I think that this reason could be formalized. Let H(p/q) be the hypothesis that the proportion of some particular type of objects among a larger set of objects is p/q, where p/q is a fraction in reduced form (e.g. lifeforms outside our solar system out of all lifeforms). Let C(p) be the hypothesis that there are p of those objects. Let D(q) be the hypothesis that the larger set contains exactly q objects. Then H(p/q) is equivalent to the infinite disjunction {C(p)&D(q) OR C(2p)&D(2q) OR ... OR C(kp)&D(kq) OR ...}, where k takes on the value of every positive integer. Every observation rules out some joint hypotheses C(x)&D(y) - for instance, seeing a lifeform in our solar system rules out those joint hypotheses where y=0 and those where x=y. Observations can also probabilistically influence hypotheses, making some more likely than others. It's important to note that altering the probabilities of different proportions p/q could just occur by affecting the denominator q rather than the numerator p (in terms of hypotheses, the D's rather than the C's).

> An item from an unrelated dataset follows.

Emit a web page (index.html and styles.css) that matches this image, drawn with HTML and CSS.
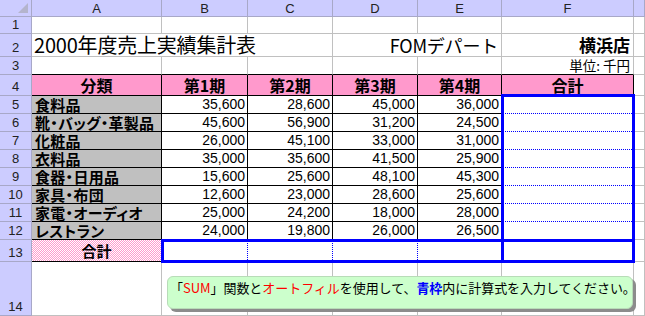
FILE: index.html
```html
<!DOCTYPE html>
<html lang="ja">
<head>
<meta charset="utf-8">
<title>2000年度売上実績集計表</title>
<link rel="stylesheet" href="styles.css">
</head>
<body>
<div class="stack">
  <div class="sheet">
    <!-- column headers -->
    <div class="c corner"><svg class="tri" width="10" height="10" viewBox="0 0 10 10"><polygon points="10,0 10,10 0,10" fill="#b4b4cc"/></svg></div>
    <div class="c ch">A</div><div class="c ch">B</div><div class="c ch">C</div><div class="c ch">D</div><div class="c ch">E</div><div class="c ch">F</div><div class="c ch"></div>

    <!-- row 1 -->
    <div class="c rh">1</div><div class="c"></div><div class="c"></div><div class="c"></div><div class="c"></div><div class="c"></div><div class="c"></div><div class="c"></div>

    <!-- row 2 -->
    <div class="c rh">2</div>
    <div class="c title span3">2000年度売上実績集計表</div>
    <div class="c store span2">FOMデパート</div>
    <div class="c branch">横浜店</div>
    <div class="c"></div>

    <!-- row 3 -->
    <div class="c rh">3</div><div class="c bb"></div><div class="c bb"></div><div class="c bb"></div><div class="c bb"></div><div class="c bb"></div><div class="c bb unit">単位: 千円</div><div class="c"></div>

    <!-- row 4 -->
    <div class="c rh">4</div>
    <div class="c tb pk hd">分類</div>
    <div class="c tb pk hd">第1期</div>
    <div class="c tb pk hd">第2期</div>
    <div class="c tb pk hd">第3期</div>
    <div class="c tb pk hd">第4期</div>
    <div class="c tb pk hd">合計</div>
    <div class="c"></div>

    <!-- row 5 -->
    <div class="c rh">5</div><div class="c tb gy cat">食料品</div><div class="c tb num">35,600</div><div class="c tb num">28,600</div><div class="c tb num">45,000</div><div class="c tb num">36,000</div><div class="c dotb"></div><div class="c"></div>
    <!-- row 6 -->
    <div class="c rh">6</div><div class="c tb gy cat">靴・バッグ・革製品</div><div class="c tb num">45,600</div><div class="c tb num">56,900</div><div class="c tb num">31,200</div><div class="c tb num">24,500</div><div class="c dotb"></div><div class="c"></div>
    <!-- row 7 -->
    <div class="c rh">7</div><div class="c tb gy cat">化粧品</div><div class="c tb num">26,000</div><div class="c tb num">45,100</div><div class="c tb num">33,000</div><div class="c tb num">31,000</div><div class="c dotb"></div><div class="c"></div>
    <!-- row 8 -->
    <div class="c rh">8</div><div class="c tb gy cat">衣料品</div><div class="c tb num">35,000</div><div class="c tb num">35,600</div><div class="c tb num">41,500</div><div class="c tb num">25,900</div><div class="c dotb"></div><div class="c"></div>
    <!-- row 9 -->
    <div class="c rh">9</div><div class="c tb gy cat">食器・日用品</div><div class="c tb num">15,600</div><div class="c tb num">25,600</div><div class="c tb num">48,100</div><div class="c tb num">45,300</div><div class="c dotb"></div><div class="c"></div>
    <!-- row 10 -->
    <div class="c rh">10</div><div class="c tb gy cat">家具・布団</div><div class="c tb num">12,600</div><div class="c tb num">23,000</div><div class="c tb num">28,600</div><div class="c tb num">25,600</div><div class="c dotb"></div><div class="c"></div>
    <!-- row 11 -->
    <div class="c rh">11</div><div class="c tb gy cat">家電・オーディオ</div><div class="c tb num">25,000</div><div class="c tb num">24,200</div><div class="c tb num">18,000</div><div class="c tb num">28,000</div><div class="c dotb"></div><div class="c"></div>
    <!-- row 12 -->
    <div class="c rh">12</div><div class="c tb gy cat">レストラン</div><div class="c tb num">24,000</div><div class="c tb num">19,800</div><div class="c tb num">26,000</div><div class="c tb num">26,500</div><div class="c"></div><div class="c"></div>

    <!-- row 13 -->
    <div class="c rh">13</div><div class="c tb pat hd2">合計</div><div class="c dotr"></div><div class="c dotr"></div><div class="c dotr"></div><div class="c"></div><div class="c"></div><div class="c"></div>

    <!-- row 14 -->
    <div class="c rh rh14">14</div><div class="c"></div><div class="c"></div><div class="c"></div><div class="c"></div><div class="c"></div><div class="c"></div><div class="c"></div>
  </div>

  <div class="overlay">
    <div class="box box-f"></div>
    <div class="box box-13"></div>
    <div class="note">「<span class="red">SUM</span>」関数と<span class="red">オートフィル</span>を使用して、<span class="blue">青枠</span>内に計算式を入力してください。</div>
  </div>
</div>
</body>
</html>
```

FILE: styles.css
```css
html, body {
  margin: 0;
  padding: 0;
  background: #ffffff;
}

body {
  width: 645px;
  height: 316px;
  overflow: hidden;
  font-family: "Noto Sans CJK JP", "Noto Sans", sans-serif;
  color: #000;
}

.stack {
  display: grid;
  width: 645px;
}

.sheet,
.overlay {
  grid-area: 1 / 1;
  display: grid;
  grid-template-columns: 32px 130px 86px 85px 85px 84px 132px 11px;
  grid-template-rows: 17px 17px 23px 18px 21px repeat(8, 18px) 22px 54px;
}

.overlay {
  pointer-events: none;
}

/* base cell */
.c {
  box-sizing: border-box;
  border-right: 1px solid #c0c0c0;
  border-bottom: 1px solid #c0c0c0;
  display: flex;
  align-items: flex-end;
  white-space: nowrap;
  min-width: 0;
  overflow: visible;
}

/* headers */
.corner {
  background: #ccccff;
  border-color: #a8a8c8;
  justify-content: flex-end;
  align-items: flex-end;
  padding: 0 3px 3px 0;
}

.ch {
  background: #ccccff;
  border-color: #a8a8c8;
  justify-content: center;
  align-items: center;
  font-family: "Liberation Sans", sans-serif;
  font-size: 13px;
  color: #222;
  padding-top: 1px;
}

.rh {
  background: #ccccff;
  border-color: #a8a8c8;
  justify-content: center;
  font-family: "Liberation Sans", sans-serif;
  font-size: 13px;
  line-height: 15px;
  color: #222;
  padding-bottom: 1px;
}

.rh14 {
  padding-bottom: 1px;
}

/* row 2 */
.span3 {
  grid-column: span 3;
}

.span2 {
  grid-column: span 2;
}

.title {
  font-size: 20px;
  line-height: 22px;
  padding-left: 2px;
  letter-spacing: -0.2px;
}

.store {
  justify-content: flex-end;
  font-size: 18px;
  line-height: 22px;
  padding-right: 3px;
  letter-spacing: -0.2px;
}

.branch {
  justify-content: flex-end;
  font-size: 17px;
  font-weight: 700;
  line-height: 22px;
  padding-right: 3px;
}

.unit {
  justify-content: flex-end;
  font-size: 13.5px;
  line-height: 17px;
  padding-right: 3px;
}

/* table borders */
.bb {
  border-bottom-color: #000;
}

.tb {
  border-right-color: #000;
  border-bottom-color: #000;
}

.pk {
  background: #ff99cc;
}

.gy {
  background: #c0c0c0;
}

.hd {
  justify-content: center;
  font-size: 16px;
  font-weight: 700;
  line-height: 20px;
}

.hd2 {
  justify-content: center;
  font-size: 15px;
  font-weight: 700;
  line-height: 20px;
}

.pat {
  background-color: #ffffff;
  background-image: repeating-conic-gradient(#ff99cc 0 25%, #ffffff 0 50%);
  background-size: 2px 2px;
}

.cat {
  font-size: 15px;
  font-weight: 700;
  line-height: 17px;
  padding-left: 3px;
  font-feature-settings: "palt";
  letter-spacing: 0.3px;
}

.num {
  justify-content: flex-end;
  font-family: "Liberation Sans", sans-serif;
  font-size: 14px;
  line-height: 16px;
  padding-right: 2px;
  padding-bottom: 1px;
}

.dotb {
  border-bottom: 1px dotted #0000ff;
}

.dotr {
  border-right: 1px dotted #0000ff;
}

/* blue frames */
.box {
  box-sizing: border-box;
  border: 3px solid #0000ff;
}

.box-f {
  grid-column: 7 / 8;
  grid-row: 6 / 15;
  margin: -2px -1px -1px -1px;
}

.box-13 {
  grid-column: 3 / 8;
  grid-row: 14 / 15;
  margin: -1px -1px -1px -1px;
}

/* note bubble */
.note {
  grid-column: 3 / 9;
  grid-row: 15 / 16;
  align-self: start;
  justify-self: start;
  box-sizing: border-box;
  width: 466px;
  height: 33px;
  margin-top: 14px;
  margin-left: 5px;
  padding: 2px 0 0 2px;
  background: #ccffcc;
  border: 1px solid #b8dcb8;
  border-radius: 6px;
  box-shadow: 3px 3px 0 #8c8c8c;
  font-size: 13px;
  line-height: 17px;
  letter-spacing: -0.05px;
  white-space: nowrap;
}

.red {
  color: #ff0000;
}

.blue {
  color: #0000ff;
  font-weight: 700;
}
```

I think that the best way to counter R1, though, is to abandon these broad examples for something more controlled, like the Wason selection task. Suppose that it is given that each of these four cards on the table has a letter on one side (a-z) and a number on the other side (1-9). On the sides facing you the four cards say A, B, 1, and 2. The hypothesis in question is that every card that C1) has a vowel on its letter-side also C2) has an odd number on its number-side. R1 implies that flipping over the card with a 1 on it could give you evidence in favor of the hypothesis, but that is wrong, as Chris explained. We could even make this more rigorous, if we claim that the cards received their labels as follows: first, I wrote the letters and numbers that you see on them: A, B, 1, and 2. Then, for each card I flipped a fair coin, and if it landed heads I put an A or a 1 on the other side (depending if it was a letter-side or a number-side), and if it landed tails I put a B or a 2. Then there is no way that the card that says 1 could give you information about whether the hypothesis is correct.